◆ **Work to be completed**
Scan the listing below and copy every line holding "components".

◆ **Supplied data**
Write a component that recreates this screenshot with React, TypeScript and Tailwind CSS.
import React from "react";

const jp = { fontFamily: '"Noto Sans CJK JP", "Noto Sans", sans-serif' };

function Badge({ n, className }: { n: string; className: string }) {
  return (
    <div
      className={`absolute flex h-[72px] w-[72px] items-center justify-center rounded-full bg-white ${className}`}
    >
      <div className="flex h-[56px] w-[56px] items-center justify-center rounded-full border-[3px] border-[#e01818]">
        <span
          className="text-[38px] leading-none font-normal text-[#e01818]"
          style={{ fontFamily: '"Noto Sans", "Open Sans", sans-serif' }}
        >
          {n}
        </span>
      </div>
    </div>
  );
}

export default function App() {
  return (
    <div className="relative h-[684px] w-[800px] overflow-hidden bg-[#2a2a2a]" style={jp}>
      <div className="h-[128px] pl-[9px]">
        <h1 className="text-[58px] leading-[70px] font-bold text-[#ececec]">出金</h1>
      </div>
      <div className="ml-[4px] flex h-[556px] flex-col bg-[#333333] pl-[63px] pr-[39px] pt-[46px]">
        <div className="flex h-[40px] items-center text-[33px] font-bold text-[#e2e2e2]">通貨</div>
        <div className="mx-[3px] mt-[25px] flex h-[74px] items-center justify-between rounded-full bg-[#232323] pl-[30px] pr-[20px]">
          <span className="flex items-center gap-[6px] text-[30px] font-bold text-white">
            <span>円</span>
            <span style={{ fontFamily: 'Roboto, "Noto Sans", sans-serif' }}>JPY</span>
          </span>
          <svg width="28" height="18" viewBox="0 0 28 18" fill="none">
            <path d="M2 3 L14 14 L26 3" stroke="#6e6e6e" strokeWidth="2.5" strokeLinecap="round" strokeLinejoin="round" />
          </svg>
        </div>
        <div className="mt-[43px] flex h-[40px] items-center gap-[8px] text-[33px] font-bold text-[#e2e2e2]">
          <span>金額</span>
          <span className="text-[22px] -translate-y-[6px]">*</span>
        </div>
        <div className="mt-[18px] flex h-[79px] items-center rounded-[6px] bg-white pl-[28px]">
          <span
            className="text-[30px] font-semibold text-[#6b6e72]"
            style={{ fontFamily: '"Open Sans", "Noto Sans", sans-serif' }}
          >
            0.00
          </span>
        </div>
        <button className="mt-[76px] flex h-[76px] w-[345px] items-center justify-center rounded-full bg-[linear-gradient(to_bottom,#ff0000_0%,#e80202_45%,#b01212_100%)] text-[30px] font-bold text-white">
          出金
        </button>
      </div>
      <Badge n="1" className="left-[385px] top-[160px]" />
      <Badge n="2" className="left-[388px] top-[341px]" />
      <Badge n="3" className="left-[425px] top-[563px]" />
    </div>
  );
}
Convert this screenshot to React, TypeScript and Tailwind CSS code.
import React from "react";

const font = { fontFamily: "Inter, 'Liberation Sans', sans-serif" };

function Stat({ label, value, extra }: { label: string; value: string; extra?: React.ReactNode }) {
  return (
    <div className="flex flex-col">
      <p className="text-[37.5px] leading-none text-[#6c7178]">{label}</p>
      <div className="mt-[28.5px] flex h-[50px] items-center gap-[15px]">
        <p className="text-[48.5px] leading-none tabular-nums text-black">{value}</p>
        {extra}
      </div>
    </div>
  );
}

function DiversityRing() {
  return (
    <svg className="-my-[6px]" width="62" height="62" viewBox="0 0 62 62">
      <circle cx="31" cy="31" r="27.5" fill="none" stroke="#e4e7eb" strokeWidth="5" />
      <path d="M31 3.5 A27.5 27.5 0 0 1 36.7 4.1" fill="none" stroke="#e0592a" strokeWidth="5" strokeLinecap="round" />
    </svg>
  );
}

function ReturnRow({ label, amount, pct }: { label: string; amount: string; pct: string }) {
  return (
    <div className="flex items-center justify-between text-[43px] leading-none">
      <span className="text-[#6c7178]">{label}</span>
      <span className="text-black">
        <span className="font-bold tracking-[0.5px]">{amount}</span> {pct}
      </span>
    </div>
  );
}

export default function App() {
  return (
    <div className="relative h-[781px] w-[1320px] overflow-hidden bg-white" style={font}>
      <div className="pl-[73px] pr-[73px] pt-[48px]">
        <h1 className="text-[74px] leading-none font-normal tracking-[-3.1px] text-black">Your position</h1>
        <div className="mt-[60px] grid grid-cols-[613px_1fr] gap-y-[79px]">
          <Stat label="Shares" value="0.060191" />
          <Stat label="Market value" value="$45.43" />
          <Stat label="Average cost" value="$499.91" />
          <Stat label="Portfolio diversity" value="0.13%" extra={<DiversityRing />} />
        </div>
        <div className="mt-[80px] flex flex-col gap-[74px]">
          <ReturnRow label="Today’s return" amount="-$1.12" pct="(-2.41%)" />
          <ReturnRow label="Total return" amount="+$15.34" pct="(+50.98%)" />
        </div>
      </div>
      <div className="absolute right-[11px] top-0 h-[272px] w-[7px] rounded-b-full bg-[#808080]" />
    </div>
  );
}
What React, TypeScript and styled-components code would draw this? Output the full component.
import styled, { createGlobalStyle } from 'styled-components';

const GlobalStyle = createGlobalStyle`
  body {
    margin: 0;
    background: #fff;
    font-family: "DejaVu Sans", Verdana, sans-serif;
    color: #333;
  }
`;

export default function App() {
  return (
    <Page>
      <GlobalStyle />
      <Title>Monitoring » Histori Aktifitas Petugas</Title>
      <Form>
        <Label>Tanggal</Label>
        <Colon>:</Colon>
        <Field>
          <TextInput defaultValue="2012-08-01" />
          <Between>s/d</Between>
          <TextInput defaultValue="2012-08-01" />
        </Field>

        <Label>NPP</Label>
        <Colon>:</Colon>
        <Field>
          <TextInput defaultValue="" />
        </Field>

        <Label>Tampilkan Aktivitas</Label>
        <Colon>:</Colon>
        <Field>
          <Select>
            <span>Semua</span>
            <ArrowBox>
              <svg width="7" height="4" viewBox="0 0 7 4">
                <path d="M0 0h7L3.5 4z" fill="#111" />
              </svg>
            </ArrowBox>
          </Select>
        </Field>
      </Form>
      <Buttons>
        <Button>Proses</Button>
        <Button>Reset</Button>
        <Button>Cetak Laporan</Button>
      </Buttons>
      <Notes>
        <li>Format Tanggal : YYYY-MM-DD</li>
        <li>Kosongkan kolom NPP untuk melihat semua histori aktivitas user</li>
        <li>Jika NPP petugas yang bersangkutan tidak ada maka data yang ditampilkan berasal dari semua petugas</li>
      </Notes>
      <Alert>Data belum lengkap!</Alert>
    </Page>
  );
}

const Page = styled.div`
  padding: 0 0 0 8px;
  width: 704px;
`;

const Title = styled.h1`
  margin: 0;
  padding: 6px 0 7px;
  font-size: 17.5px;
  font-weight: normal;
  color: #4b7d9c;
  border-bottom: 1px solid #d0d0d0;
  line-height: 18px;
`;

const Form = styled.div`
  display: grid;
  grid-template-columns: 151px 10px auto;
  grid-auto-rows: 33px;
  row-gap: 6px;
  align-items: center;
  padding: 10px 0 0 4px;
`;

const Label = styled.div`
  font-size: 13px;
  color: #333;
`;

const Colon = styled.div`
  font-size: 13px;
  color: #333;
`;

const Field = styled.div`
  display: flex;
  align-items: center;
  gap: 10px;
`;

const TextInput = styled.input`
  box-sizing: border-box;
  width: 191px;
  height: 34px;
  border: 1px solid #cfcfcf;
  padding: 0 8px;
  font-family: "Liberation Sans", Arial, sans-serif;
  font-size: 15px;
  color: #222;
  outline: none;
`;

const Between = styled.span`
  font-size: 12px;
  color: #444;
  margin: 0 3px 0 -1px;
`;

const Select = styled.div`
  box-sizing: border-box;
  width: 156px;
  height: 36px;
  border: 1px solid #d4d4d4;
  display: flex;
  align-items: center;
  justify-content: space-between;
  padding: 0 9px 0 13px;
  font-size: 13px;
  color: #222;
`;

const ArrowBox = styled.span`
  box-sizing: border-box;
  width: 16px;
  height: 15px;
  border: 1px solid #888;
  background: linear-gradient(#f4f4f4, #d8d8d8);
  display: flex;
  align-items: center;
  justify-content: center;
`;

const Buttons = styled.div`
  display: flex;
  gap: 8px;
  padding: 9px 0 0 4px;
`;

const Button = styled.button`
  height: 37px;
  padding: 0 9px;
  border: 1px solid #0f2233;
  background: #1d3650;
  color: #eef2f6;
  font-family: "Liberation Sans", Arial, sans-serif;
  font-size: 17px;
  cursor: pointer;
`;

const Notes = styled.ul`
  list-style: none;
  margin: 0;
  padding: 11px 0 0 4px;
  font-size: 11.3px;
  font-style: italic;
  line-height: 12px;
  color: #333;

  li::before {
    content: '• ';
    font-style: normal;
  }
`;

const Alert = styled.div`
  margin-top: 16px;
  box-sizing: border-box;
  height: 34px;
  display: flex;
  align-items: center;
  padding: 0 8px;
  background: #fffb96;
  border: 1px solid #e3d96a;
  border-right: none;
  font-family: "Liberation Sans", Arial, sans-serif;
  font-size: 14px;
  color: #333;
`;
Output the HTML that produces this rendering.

◆ **Full output**
What React, TypeScript and styled-components code would draw this? Output the full component.
import styled, { createGlobalStyle } from 'styled-components';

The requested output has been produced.